Written exercise
Reproduce only the top of the records, down to and including the line containing "import React from".

[Interface markup and scripts]
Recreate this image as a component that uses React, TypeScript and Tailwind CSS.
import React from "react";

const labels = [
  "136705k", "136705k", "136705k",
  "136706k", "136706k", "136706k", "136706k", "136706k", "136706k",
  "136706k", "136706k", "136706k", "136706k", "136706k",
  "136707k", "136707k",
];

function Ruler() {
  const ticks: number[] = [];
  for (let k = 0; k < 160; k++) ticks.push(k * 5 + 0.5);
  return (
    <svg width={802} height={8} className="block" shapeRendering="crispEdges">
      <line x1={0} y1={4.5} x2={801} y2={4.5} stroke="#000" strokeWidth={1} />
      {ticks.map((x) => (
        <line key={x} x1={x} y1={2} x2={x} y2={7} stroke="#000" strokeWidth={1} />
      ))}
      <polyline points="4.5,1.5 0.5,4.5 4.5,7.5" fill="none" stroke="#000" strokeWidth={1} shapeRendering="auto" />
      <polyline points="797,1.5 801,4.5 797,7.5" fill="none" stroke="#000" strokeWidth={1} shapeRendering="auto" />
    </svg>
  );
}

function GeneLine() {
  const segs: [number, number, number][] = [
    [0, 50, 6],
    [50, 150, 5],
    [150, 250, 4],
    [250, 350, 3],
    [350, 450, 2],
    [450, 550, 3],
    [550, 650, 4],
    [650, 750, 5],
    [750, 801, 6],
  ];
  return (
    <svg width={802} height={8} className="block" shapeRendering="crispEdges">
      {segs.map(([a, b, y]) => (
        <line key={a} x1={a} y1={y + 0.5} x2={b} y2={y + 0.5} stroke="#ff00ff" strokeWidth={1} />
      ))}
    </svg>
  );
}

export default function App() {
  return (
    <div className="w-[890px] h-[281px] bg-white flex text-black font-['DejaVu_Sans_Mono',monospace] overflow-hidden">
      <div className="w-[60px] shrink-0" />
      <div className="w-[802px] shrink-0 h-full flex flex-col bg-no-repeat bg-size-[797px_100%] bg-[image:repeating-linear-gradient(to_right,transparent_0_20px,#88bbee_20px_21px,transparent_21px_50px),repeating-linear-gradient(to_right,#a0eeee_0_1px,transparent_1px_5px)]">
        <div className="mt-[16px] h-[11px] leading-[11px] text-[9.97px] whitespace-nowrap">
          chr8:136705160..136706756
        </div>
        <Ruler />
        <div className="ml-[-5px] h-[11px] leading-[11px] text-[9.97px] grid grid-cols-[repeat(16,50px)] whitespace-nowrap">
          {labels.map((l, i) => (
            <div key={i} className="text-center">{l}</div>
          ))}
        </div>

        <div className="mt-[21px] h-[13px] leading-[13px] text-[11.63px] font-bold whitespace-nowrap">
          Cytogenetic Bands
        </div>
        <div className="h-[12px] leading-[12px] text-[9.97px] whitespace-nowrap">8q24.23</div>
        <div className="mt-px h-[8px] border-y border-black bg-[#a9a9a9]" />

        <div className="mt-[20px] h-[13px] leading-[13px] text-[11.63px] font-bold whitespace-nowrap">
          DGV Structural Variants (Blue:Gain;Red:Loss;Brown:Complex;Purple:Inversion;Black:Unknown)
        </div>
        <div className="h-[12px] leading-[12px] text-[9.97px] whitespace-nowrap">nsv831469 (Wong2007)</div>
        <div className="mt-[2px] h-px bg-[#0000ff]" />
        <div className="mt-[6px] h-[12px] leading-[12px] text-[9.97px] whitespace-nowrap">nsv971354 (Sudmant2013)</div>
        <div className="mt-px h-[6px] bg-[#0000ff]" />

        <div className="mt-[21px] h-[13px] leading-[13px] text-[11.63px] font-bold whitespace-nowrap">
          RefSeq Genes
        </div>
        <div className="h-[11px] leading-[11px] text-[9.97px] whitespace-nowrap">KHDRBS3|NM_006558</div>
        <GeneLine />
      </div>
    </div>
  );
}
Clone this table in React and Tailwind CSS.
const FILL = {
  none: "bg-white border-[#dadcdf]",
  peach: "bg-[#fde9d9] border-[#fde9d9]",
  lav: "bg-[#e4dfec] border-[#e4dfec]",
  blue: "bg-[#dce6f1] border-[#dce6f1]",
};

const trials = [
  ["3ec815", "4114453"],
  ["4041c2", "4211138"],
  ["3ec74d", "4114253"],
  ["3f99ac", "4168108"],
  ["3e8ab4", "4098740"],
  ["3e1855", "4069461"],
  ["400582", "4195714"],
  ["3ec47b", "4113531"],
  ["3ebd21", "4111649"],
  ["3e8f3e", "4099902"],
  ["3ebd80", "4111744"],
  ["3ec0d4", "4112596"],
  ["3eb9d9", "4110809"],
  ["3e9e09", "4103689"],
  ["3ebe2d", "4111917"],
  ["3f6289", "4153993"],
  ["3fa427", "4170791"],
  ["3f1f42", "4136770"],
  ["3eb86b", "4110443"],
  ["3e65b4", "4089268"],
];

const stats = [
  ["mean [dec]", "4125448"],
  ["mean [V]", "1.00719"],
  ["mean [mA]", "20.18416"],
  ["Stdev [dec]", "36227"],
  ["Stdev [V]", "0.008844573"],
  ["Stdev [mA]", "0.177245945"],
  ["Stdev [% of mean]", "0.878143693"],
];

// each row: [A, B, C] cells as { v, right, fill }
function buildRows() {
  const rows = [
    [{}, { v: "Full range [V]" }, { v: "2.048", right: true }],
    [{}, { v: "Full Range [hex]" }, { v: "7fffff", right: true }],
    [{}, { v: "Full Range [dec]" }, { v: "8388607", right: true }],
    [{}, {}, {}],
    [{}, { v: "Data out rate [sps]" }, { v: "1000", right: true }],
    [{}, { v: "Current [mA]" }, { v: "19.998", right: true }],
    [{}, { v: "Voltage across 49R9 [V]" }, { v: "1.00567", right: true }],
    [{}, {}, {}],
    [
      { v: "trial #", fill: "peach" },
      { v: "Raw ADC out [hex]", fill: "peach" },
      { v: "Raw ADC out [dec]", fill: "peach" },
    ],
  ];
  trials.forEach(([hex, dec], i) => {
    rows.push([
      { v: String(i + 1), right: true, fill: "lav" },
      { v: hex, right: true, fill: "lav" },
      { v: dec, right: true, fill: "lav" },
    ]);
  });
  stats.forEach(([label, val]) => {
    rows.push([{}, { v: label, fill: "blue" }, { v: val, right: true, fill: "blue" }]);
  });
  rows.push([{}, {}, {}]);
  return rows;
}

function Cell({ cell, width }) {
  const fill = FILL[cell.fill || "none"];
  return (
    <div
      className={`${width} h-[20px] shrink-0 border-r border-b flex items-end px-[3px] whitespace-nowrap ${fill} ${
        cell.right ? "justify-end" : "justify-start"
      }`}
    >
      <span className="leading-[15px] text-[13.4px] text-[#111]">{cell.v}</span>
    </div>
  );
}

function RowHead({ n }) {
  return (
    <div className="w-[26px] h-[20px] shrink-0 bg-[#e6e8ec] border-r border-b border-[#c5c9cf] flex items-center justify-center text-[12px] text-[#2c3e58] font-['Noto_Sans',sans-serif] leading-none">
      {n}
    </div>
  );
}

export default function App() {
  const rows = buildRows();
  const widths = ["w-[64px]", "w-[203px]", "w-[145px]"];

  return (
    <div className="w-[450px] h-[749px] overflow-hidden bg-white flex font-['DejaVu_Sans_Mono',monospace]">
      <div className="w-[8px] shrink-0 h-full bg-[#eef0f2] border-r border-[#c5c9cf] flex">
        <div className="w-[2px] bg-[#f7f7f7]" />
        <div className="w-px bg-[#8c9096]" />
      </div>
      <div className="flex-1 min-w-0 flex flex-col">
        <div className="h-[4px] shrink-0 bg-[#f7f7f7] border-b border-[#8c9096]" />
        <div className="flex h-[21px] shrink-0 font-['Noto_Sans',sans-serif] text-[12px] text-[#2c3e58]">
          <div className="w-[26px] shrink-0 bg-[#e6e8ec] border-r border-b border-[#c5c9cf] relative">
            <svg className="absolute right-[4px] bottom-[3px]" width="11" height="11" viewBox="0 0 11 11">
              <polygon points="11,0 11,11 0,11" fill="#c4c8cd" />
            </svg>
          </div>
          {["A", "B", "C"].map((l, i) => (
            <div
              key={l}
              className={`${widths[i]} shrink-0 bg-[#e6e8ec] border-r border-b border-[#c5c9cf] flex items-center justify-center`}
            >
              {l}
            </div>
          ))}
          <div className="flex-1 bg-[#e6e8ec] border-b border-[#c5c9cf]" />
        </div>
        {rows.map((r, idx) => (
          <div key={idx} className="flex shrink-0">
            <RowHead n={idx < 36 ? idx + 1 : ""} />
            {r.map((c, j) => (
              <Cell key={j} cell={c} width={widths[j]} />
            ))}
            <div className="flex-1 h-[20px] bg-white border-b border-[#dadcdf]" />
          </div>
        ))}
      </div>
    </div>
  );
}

Full response
Recreate this image as a component that uses React, TypeScript and Tailwind CSS.
import React from "react";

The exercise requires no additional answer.